## [INFORMATION PROVIDED]

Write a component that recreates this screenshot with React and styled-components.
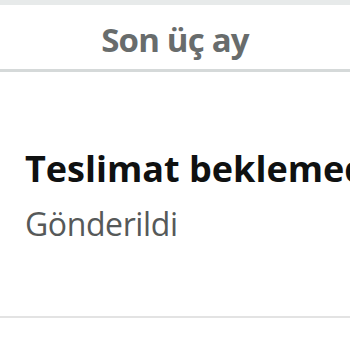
import React from "react";
import styled, { createGlobalStyle } from "styled-components";

const Global = createGlobalStyle`
  body {
    margin: 0;
    background: #ffffff;
    font-family: "Open Sans", "Noto Sans", sans-serif;
    overflow: hidden;
  }
`;

function App() {
  return (
    <Page>
      <Global />
      <TopStrip />
      <Header>
        <HeaderTitle>Son üç ay</HeaderTitle>
      </Header>
      <Order>
        <OrderTitle>Teslimat beklemede</OrderTitle>
        <OrderStatus>Gönderildi</OrderStatus>
      </Order>
    </Page>
  );
}

export default App;

const Page = styled.div`
  width: 350px;
  height: 350px;
  overflow: hidden;
  display: flex;
  flex-direction: column;
`;

const TopStrip = styled.div`
  height: 5px;
  flex-shrink: 0;
  background: #e7eaea;
`;

const Header = styled.div`
  height: 49px;
  flex-shrink: 0;
  padding-top: 15px;
  display: flex;
  justify-content: center;
  border-bottom: 3px solid #d5d9d9;
`;

const HeaderTitle = styled.div`
  font-size: 33px;
  line-height: 40px;
  font-weight: 700;
  letter-spacing: -0.8px;
  color: #686c6c;
`;

const Order = styled.div`
  height: 246px;
  flex-shrink: 0;
  box-sizing: border-box;
  padding: 77px 0 0 25px;
  display: flex;
  flex-direction: column;
  gap: 15px;
  border-bottom: 2px solid #e3e3e3;
`;

const OrderTitle = styled.div`
  font-size: 36px;
  line-height: 40px;
  font-weight: 700;
  color: #0f1111;
  white-space: nowrap;
`;

const OrderStatus = styled.div`
  font-size: 32px;
  line-height: 40px;
  letter-spacing: -0.4px;
  color: #565959;
`;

## [AIM OF THE EXERCISE]
Copy the material above in full and exactly, skipping pictures.

## [FINISHED EXERCISE]
Write a component that recreates this screenshot with React and styled-components.
import React from "react";
import styled, { createGlobalStyle } from "styled-components";

const Global = createGlobalStyle`
  body {
    margin: 0;
    background: #ffffff;
    font-family: "Open Sans", "Noto Sans", sans-serif;
    overflow: hidden;
  }
`;

function App() {
  return (
    <Page>
      <Global />
      <TopStrip />
      <Header>
        <HeaderTitle>Son üç ay</HeaderTitle>
      </Header>
      <Order>
        <OrderTitle>Teslimat beklemede</OrderTitle>
        <OrderStatus>Gönderildi</OrderStatus>
      </Order>
    </Page>
  );
}

export default App;

const Page = styled.div`
  width: 350px;
  height: 350px;
  overflow: hidden;
  display: flex;
  flex-direction: column;
`;

const TopStrip = styled.div`
  height: 5px;
  flex-shrink: 0;
  background: #e7eaea;
`;

const Header = styled.div`
  height: 49px;
  flex-shrink: 0;
  padding-top: 15px;
  display: flex;
  justify-content: center;
  border-bottom: 3px solid #d5d9d9;
`;

const HeaderTitle = styled.div`
  font-size: 33px;
  line-height: 40px;
  font-weight: 700;
  letter-spacing: -0.8px;
  color: #686c6c;
`;

const Order = styled.div`
  height: 246px;
  flex-shrink: 0;
  box-sizing: border-box;
  padding: 77px 0 0 25px;
  display: flex;
  flex-direction: column;
  gap: 15px;
  border-bottom: 2px solid #e3e3e3;
`;

const OrderTitle = styled.div`
  font-size: 36px;
  line-height: 40px;
  font-weight: 700;
  color: #0f1111;
  white-space: nowrap;
`;

const OrderStatus = styled.div`
  font-size: 32px;
  line-height: 40px;
  letter-spacing: -0.4px;
  color: #565959;
`;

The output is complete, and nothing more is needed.